Em diálogo com um ex-dirigente de entidade industrial, ouvi dele três afirmações, todas preocupantes por não serem verdadeiras e demonstrarem desconhecimento do funcionamento da economia. Ele me disse: que a indústria está cada vez menos importante, pois vem perdendo participação no total do PIB; que estamos vivendo uma era pós-industrial e os governos diminuirão a atenção à indústria; e que o país vai progredir na economia de serviços, e é por aí que o padrão de vida vai aumentar.
O espaço deste artigo não permite análise profunda, mas é possível tecer algumas notas. Pedi a meu interlocutor a lista dos produtos consumidos em seu café da manhã e, com ela na mão, afirmei-lhe: "Note que você não comeu nenhum serviço, mas somente produtos da indústria". Esse é o primeiro ponto: a população não vive sem consumir produtos industriais; se o país não os produzir, terá de importá-los.
Meu amigo comentou: "É isso mesmo! A economia de serviços crescerá e os produtos industriais serão importados". Ora, então em algum lugar do mundo eles terão de ser produzidos. Ademais, para fazer importações, um país precisa da moeda estrangeira que, no longo prazo, somente pode ser obtida por receitas de exportações.
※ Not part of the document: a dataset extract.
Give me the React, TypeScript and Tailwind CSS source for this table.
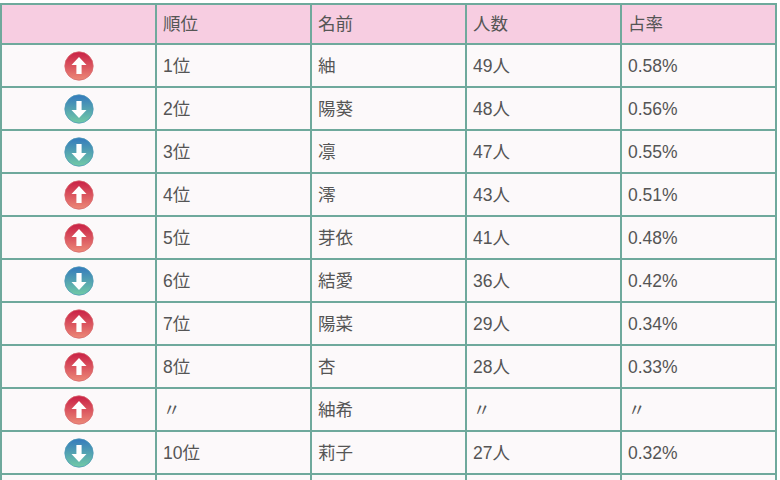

Em sua quase totalidade, os serviços não são exportáveis; logo, o país precisa vender ao exterior produtos primários e produtos industriais.
A prestação de serviços, em geral, depende de que o produtor e o consumidor estejam no mesmo lugar. Assim é com o atendimento médico, o corte de cabelo, a consulta do psicólogo, o conserto do automóvel, o serviço do faxineiro, a sessão de cinema, a educação de seu filho e por aí vai. Um país pode e deve expandir esses setores. Porém, não pode exportar tais serviços para obter os dólares necessários à importação das coisas que comemos no café da manhã.
O segundo ponto é que a indústria está perdendo participação relativa no PIB basicamente por causa do aumento de sua "produtividade". Os preços relativos dos produtos manufaturados caíram em função da tecnologia e do aumento da produtividade na indústria. Há 20 anos, o preço de um notebook equivalia a dez toneladas de soja. Hoje, com o valor de duas toneladas de soja compra-se um bom computador pessoal. O porcentual do produto industrial na economia é dado em expressão monetária. Assim, o peso relativo da indústria no PIB pode cair ainda que haja aumento das quantidades produzidas.
Já o setor de serviços não tem a mesma capacidade para aumentar a produtividade (produção dividida pelas horas de trabalho). Um psicólogo atende a um paciente por hora, e não dá para atender a quatro pacientes e dizer que aumentou a produtividade. Outro exemplo: você não voltaria a seu cabeleireiro se ele o avisasse que passará a cortar seu cabelo em cinco minutos porque precisa aumentar a produtividade.
O terceiro ponto tem a ver com a teceirização ocorrida nas últimas décadas. Se uma indústria mantém seu restaurante, é um centro de custo industrial. Se terceirizar, os valores pagos à empresa fornecedora são contabilizados como produto do setor de serviços. Trata-se de uma mudança contábil que "incha" o PIB do setor de serviços à custa da diminuição do PIB da indústria.
Descuidar da expansão e da modernização do setor industrial por acreditar que a agricultura e os serviços bastam para desenvolver o país é um erro que pode custar caro à população.
José Pio Martins, economista, é reitor da Universidade Positivo.